Une personne âgée chinoise surveille ses investissements en bourse à Qingdao dans la province du Shandong.
Une personne âgée chinoise surveille ses investissements en bourse à Qingdao dans la province du Shandong. (Crédit : Crédit Stringer / Imaginechina / AFP).
Certes, ce n’était pas un coup de tonnerre dans un ciel bleu. Mais la suspension de la politique de l’enfant unique par la Chine, le 29 octobre 2015, a comme acté la prise de conscience d’une lame de fond régionale. L’Asie vieillit – à grande échelle, et rapidement. Un basculement démographique qui appelle à des réponses politiques fortes, mais dont il est également possible de tirer profit… Car il faut bien répondre aux besoins des 311 millions de consommateurs asiatiques âgés de plus de 65 ans. Et c’est là tout l’enjeu de la silver économie. Analyse du marché de « l’or gris » en cartes et infographies.
Cela fait maintenant trois ans que les opportunités économiques liées au vieillissement de l’Asie ont été mises à jour. En 2013, lorsque le cabinet de conseil singapourien Ageing Asia publie son « indice de la silver économie », une série d’articles et de rapports reprennent son classement et présentent l’Asie comme le creuset favorable d’une économie articulée autour des seniors. Avec à la clé, un marché de 3 000 milliards de dollars en 2017. Si le rythme des publications a ralenti depuis, le constat initial n’a pas été démenti.

Contexte

Faire des personnes âgées un moteur de croissance et de création d’emplois : voilà la promesse de la silver économie. Contrairement aux idées reçues, il ne s’agit pas uniquement de développer les services d’aide à la personne (soins, domotique, sécurité). Car avec les progrès de la médecine et l’amélioration de la qualité de vie, les seniors sont autonomes de plus en plus longtemps. La prise en compte de leurs besoins particuliers est donc devenue la clé de nouvelles opportunités économiques (logement, tourisme, loisirs, alimentation, transport, etc.).

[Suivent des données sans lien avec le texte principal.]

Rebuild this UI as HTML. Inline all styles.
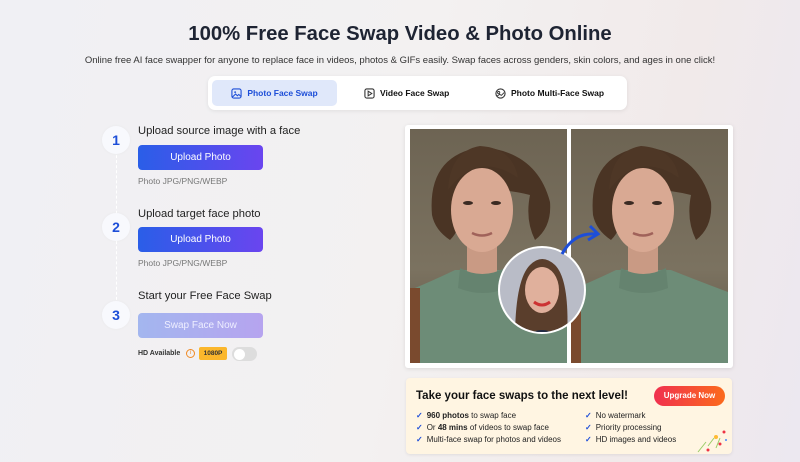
<!DOCTYPE html>
<html><head><meta charset="utf-8"><style>
*{margin:0;padding:0;box-sizing:border-box}
body{width:800px;height:462px;overflow:hidden;font-family:"Liberation Sans",Arial,sans-serif;background:linear-gradient(100deg,#f0f0f4 0%,#f3f1f1 50%,#f1eaea 80%,#ece8f0 100%);position:relative;color:#1f2937}
.a{position:absolute}
h1{position:absolute;top:23px;left:0;width:800px;text-align:center;font-size:20.3px;font-weight:bold;color:#1e2433}
.sub{top:55px;left:0;width:800px;text-align:center;font-size:9.5px;color:#333}
.tabs{left:208px;top:76px;width:419px;height:34px;background:#fff;border-radius:7px;box-shadow:0 1px 4px rgba(0,0,0,.08)}
.tab{position:absolute;top:4px;height:26px;font-size:8.5px;font-weight:bold;display:flex;align-items:center;gap:5px;color:#111}
.num{width:28px;height:28px;border-radius:50%;background:#f8f9fd;box-shadow:0 0 3px rgba(0,0,0,.04);color:#1d4ed8;font-weight:bold;font-size:14px;display:flex;align-items:center;justify-content:center}
.st{font-size:11.2px;color:#222}
.btn{width:125px;height:25px;border-radius:4px;background:linear-gradient(90deg,#2a5ee8,#6a45ef);color:#fff;font-size:10px;display:flex;align-items:center;justify-content:center}
.fmt{font-size:8.5px;color:#777}
.promo{left:406px;top:378px;width:326px;height:76px;background:#fff5e2;border-radius:4px;box-shadow:0 1px 3px rgba(0,0,0,.08)}
.li{font-size:8px;color:#222;position:absolute}
.li:before{content:"✓";color:#1d4ed8;font-weight:bold;margin-right:4px}
</style></head><body>
<h1>100% Free Face Swap Video &amp; Photo Online</h1>
<div class="a sub">Online free AI face swapper for anyone to replace face in videos, photos &amp; GIFs easily. Swap faces across genders, skin colors, and ages in one click!</div>
<div class="a tabs">
 <div class="tab" style="left:4px;width:125px;background:#e0e8fa;border-radius:5px;justify-content:center;color:#1d4ed8"><svg width="11" height="11" viewBox="0 0 12 12"><rect x="1" y="1" width="10" height="10" rx="2" fill="none" stroke="#1d4ed8" stroke-width="1.2"/><circle cx="4.5" cy="4.5" r="1" fill="#1d4ed8"/><path d="M1.5 10l3.5-3.5 2 2 1.5-1.5 2 2" fill="none" stroke="#1d4ed8" stroke-width="1.1"/></svg>Photo Face Swap</div>
 <div class="tab" style="left:156px"><svg width="11" height="11" viewBox="0 0 12 12"><rect x="1" y="1" width="10" height="10" rx="2" fill="none" stroke="#333" stroke-width="1.2"/><path d="M4.5 3.5v5l4-2.5z" fill="none" stroke="#333" stroke-width="1.1"/></svg>Video Face Swap</div>
 <div class="tab" style="left:287px"><svg width="11" height="11" viewBox="0 0 12 12"><circle cx="6" cy="6" r="5" fill="none" stroke="#333" stroke-width="1.2"/><circle cx="4" cy="5" r="1.2" fill="none" stroke="#333"/><path d="M2 9l3-2 2 1 3-3" fill="none" stroke="#333"/></svg>Photo Multi-Face Swap</div>
</div>
<div class="a" style="left:116px;top:150px;height:165px;border-left:1.5px dashed #fff;"></div>
<div class="a num" style="left:102px;top:126px">1</div>
<div class="a num" style="left:102px;top:213px">2</div>
<div class="a num" style="left:102px;top:301px">3</div>
<div class="a st" style="left:138px;top:125px">Upload source image with a face</div>
<div class="a btn" style="left:138px;top:145px">Upload Photo</div>
<div class="a fmt" style="left:138px;top:176px">Photo JPG/PNG/WEBP</div>
<div class="a st" style="left:138px;top:208px">Upload target face photo</div>
<div class="a btn" style="left:138px;top:227px">Upload Photo</div>
<div class="a fmt" style="left:138px;top:258px">Photo JPG/PNG/WEBP</div>
<div class="a st" style="left:138px;top:290px">Start your Free Face Swap</div>
<div class="a btn" style="left:138px;top:313px;background:linear-gradient(90deg,#a3b6ef,#b6a4ef);color:#eef">Swap Face Now</div>
<div class="a" style="left:138px;top:350px;font-size:7px;font-weight:bold;color:#333">HD Available</div>
<div class="a" style="left:186px;top:349px;width:9px;height:9px;border:1px solid #f08a24;border-radius:50%;font-size:6px;color:#f08a24;text-align:center;line-height:7px">i</div>
<div class="a" style="left:199px;top:347px;width:28px;height:13px;background:#fbb72c;border-radius:2px;font-size:6.5px;font-weight:bold;text-align:center;line-height:13px;color:#333">1080P</div>
<div class="a" style="left:232px;top:347px;width:25px;height:14px;background:#ddd;border-radius:7px"><div style="position:absolute;left:1.5px;top:1.5px;width:11px;height:11px;background:#fff;border-radius:50%"></div></div>

<div class="a" style="left:405px;top:125px;width:328px;height:243px;background:#fff;border-radius:3px;box-shadow:0 1px 4px rgba(0,0,0,.1)"></div>
<svg class="a" style="left:0;top:0" width="800" height="462">
<defs>
<linearGradient id="bg" x1="0" y1="0" x2="0" y2="1"><stop offset="0" stop-color="#6d6453"/><stop offset=".6" stop-color="#7b7260"/><stop offset="1" stop-color="#5e5444"/></linearGradient>
<clipPath id="c1"><rect x="410" y="129" width="157" height="234"/></clipPath>
<clipPath id="c2"><rect x="571" y="129" width="157" height="234"/></clipPath>
<clipPath id="cc"><circle cx="542" cy="290" r="42"/></clipPath>
<g id="p">
<rect x="410" y="129" width="157" height="234" fill="url(#bg)"/>
<path d="M410 290 q20-8 45-20 l55 0 q25 10 57 22 v71 h-157z" fill="#6d8c77"/>
<path d="M410 288 h10 v75 h-10z" fill="#7a4a2e"/>
<rect x="467" y="240" width="30" height="35" fill="#c99a84"/>
<path d="M460 268 q22 12 45 0 l2 20 q-24 10-49 0z" fill="#65836f"/>
<path d="M432 215 q-5-60 50-68 q55 5 68 55 q2 25-15 38 q-10-20-5-45 q-40-10-70 0 q5 30-10 45 q-15-10-18-25z" fill="#4a3424"/>
<ellipse cx="482" cy="210" rx="31" ry="42" fill="#d9a993"/>
<path d="M448 190 q30-40 70-12 q-5-30-38-32 q-30 5-32 44z" fill="#4e3726"/>
<ellipse cx="468" cy="203" rx="5" ry="2" fill="#3a2a22"/><ellipse cx="496" cy="203" rx="5" ry="2" fill="#3a2a22"/>
<path d="M472 233 q10 5 20 0" stroke="#a0625a" stroke-width="2.5" fill="none"/>
</g>
</defs>
<g clip-path="url(#c1)"><use href="#p"/></g>
<g clip-path="url(#c2)"><use href="#p" transform="translate(161 0)"/></g>
<circle cx="542" cy="290" r="44" fill="#fff"/>
<g clip-path="url(#cc)">
<rect x="498" y="246" width="88" height="88" fill="#b9bcc7"/>
<path d="M515 340 q0-60 15-75 q12-12 25 0 q15 15 12 75z" fill="#5a3e2c"/>
<ellipse cx="542" cy="290" rx="17" ry="23" fill="#e0b09c"/>
<path d="M522 340 q20-20 40 0z" fill="#1f2a44"/>
<path d="M534 302 q8 6 16 0" stroke="#c33" stroke-width="3" fill="none"/>
</g>
<path d="M562 254 q12-22 34-20" stroke="#1d4ed8" stroke-width="3" fill="none"/>
<path d="M590 226 l8 8 -10 6" stroke="#1d4ed8" stroke-width="3" fill="none"/>
</svg>

<div class="a promo">
 <div class="a" style="left:10px;top:12px;font-size:11.5px;font-weight:bold;color:#111">Take your face swaps to the next level!</div>
 <div class="a" style="left:248px;top:8px;width:71px;height:20px;border-radius:10px;background:linear-gradient(90deg,#f0304f,#fb6a1c);color:#fff;font-size:8px;font-weight:bold;text-align:center;line-height:20px">Upgrade Now</div>
 <div class="li" style="left:10px;top:33px"><b>960 photos</b> to swap face</div>
 <div class="li" style="left:10px;top:45px">Or <b>48 mins</b> of videos to swap face</div>
 <div class="li" style="left:10px;top:57px">Multi-face swap for photos and videos</div>
 <div class="li" style="left:179px;top:33px">No watermark</div>
 <div class="li" style="left:179px;top:45px">Priority processing</div>
 <div class="li" style="left:179px;top:57px">HD images and videos</div>
 <svg class="a" style="left:290px;top:50px" width="34" height="26"><path d="M2 24l8-10M12 18l6-8M20 20l4-10" stroke="#9c6" stroke-width="1"/><circle cx="28" cy="4" r="1.5" fill="#e34"/><circle cx="12" cy="22" r="1.5" fill="#e34"/><circle cx="24" cy="16" r="1.5" fill="#e34"/><circle cx="20" cy="9" r="2" fill="#fb3"/><circle cx="30" cy="12" r="1" fill="#48f"/></svg>
</div>
</body></html>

En quoi l’Asie constitue-t-elle un terreau de prédilection pour la silver économie ?

La Banque mondiale est catégorique : actuellement, l’Asie vieillit « plus rapidement et à plus grande échelle que toute autre région dans l’histoire ». Comment cela se traduit-il en chiffres ?
infographie : Depuis 2005, l'Asie représente plus de 50% des + de 65 ans dans le monde.
Depuis 2005, l'Asie représente plus de 50% des + de 65 ans dans le monde.
Entre 1980 et 2015, le nombre de seniors (+ de 65 ans) en Asie a triplé, passant de 112 à 311 millions. Ils seront 823 millions en 2050. Cette année-là, à l’échelle mondiale, l’Asie représentera 55% des seniors… contre seulement 49% de la population totale, toutes classes d’âge confondues ! C’est dire si le continent s’apparente à une « mine d’or gris ».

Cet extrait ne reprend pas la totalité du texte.